Our main motivation in applying for a patent was to protect what we’d achieved. In 2014 we set out to build an algorithm that would personalise our online courses in a robust, data-driven way. As we made progress in understanding, and eventually overcoming, the challenges of building an algorithm that would perform well for learners, we felt we were generating ideas and solutions worth protecting.
We saw two routes to protecting what we had achieved: commercial confidentiality (keeping our inventions secret) or legal protection (applying for a patent).
That was quite a finely balanced decision for us at the time. Applying for a patent would cost money, and carry significant (but hard to quantify) risk of failure. But it would allow us to talk openly about what we had done without fear of our approach being mimicked. We could use our invention confidently, to its full commercial potential.
Besides this core consideration - that a patent application would give us protection while leaving us free to be open - we found there were other advantages to taking this route over keeping things confidential.

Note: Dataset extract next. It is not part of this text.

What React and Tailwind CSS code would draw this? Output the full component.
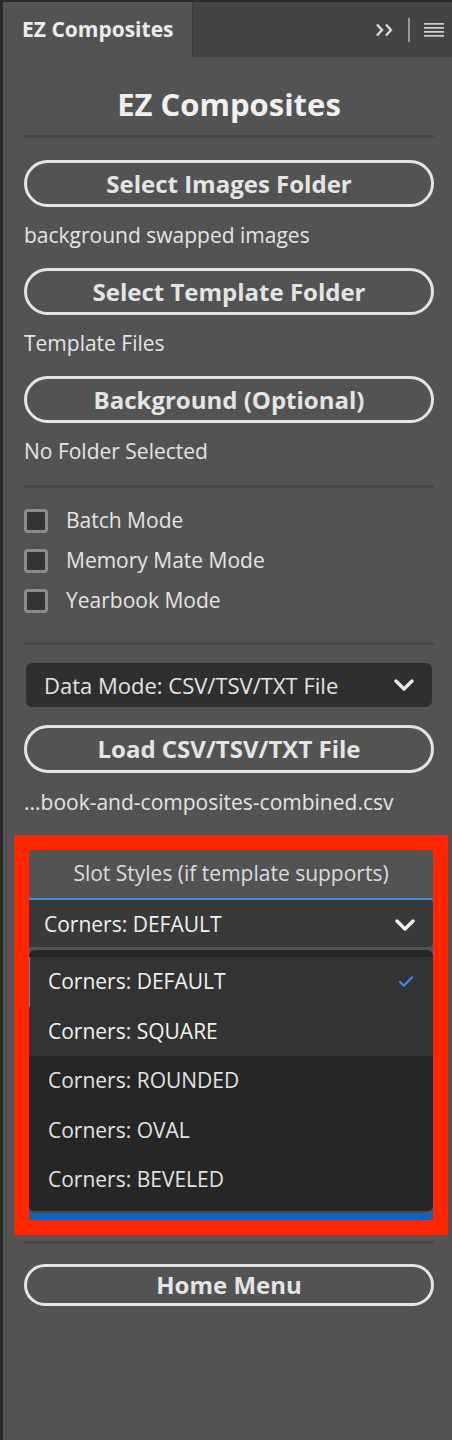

When a patent is granted, the protections apply retrospectively from the date the claim was filed. So as soon as we made the claim in 2014 we could market our idea openly, including talking about the patent application itself. Having ‘patent pending’ status piqued interest and helped start conversations, leading to partnerships and commercial opportunities.
Refining our thinking
Our patent attorneys (Christopher Smith and Robert Sackin at Reddie & Grose) are not only experienced in maximising the likelihood of success of a claim, but are also engineers and scientists by training - creative and rigorous thinkers. It was rewarding to have someone else articulate our idea better than we could have expressed ourselves. Rewarding but also valuable, for the patent application, for marketing, even for future product development.
Despite the length of time and costs involved in applying for a patent, and the uncertainties in which inventions are eligible for protection, the mix of benefits means I’m sure we made the right decision to apply back in 2014. If you face a similar decision, definitely speak to the experts, but from our own “layperson’s” experience here are four tips:
- It’s likely to take a long time - the three years our US application has taken is not unusual. That means you need to be confident your invention will remain important to your business over the long haul.
- Don’t tell anyone (externally) about your invention till you have applied for a patent or made the decision not to - if it is already in the public domain, you won’t be able to protect it. (But you can start talking about it once you’ve made the application - if it is granted the protection applies retrospectively, from the date you applied.)
- Be clear on IP. When undertaking R&D, make sure it’s clear in employment contracts etc. where the resulting intellectual property resides. The individuals responsible for the invention will be named the ‘inventors’ in a patent, but you want the rights to the patent to be your company’s, if it's your company directing and funding the work.
- Hedge your bet. Try and make the business case stack up even if you are unsuccessful - consider the benefits of marketing and external challenge, and make the most of them. And think through how you will defend your position in the event you aren’t successful - in those circumstances details of your invention will be in the public domain but without patent protection.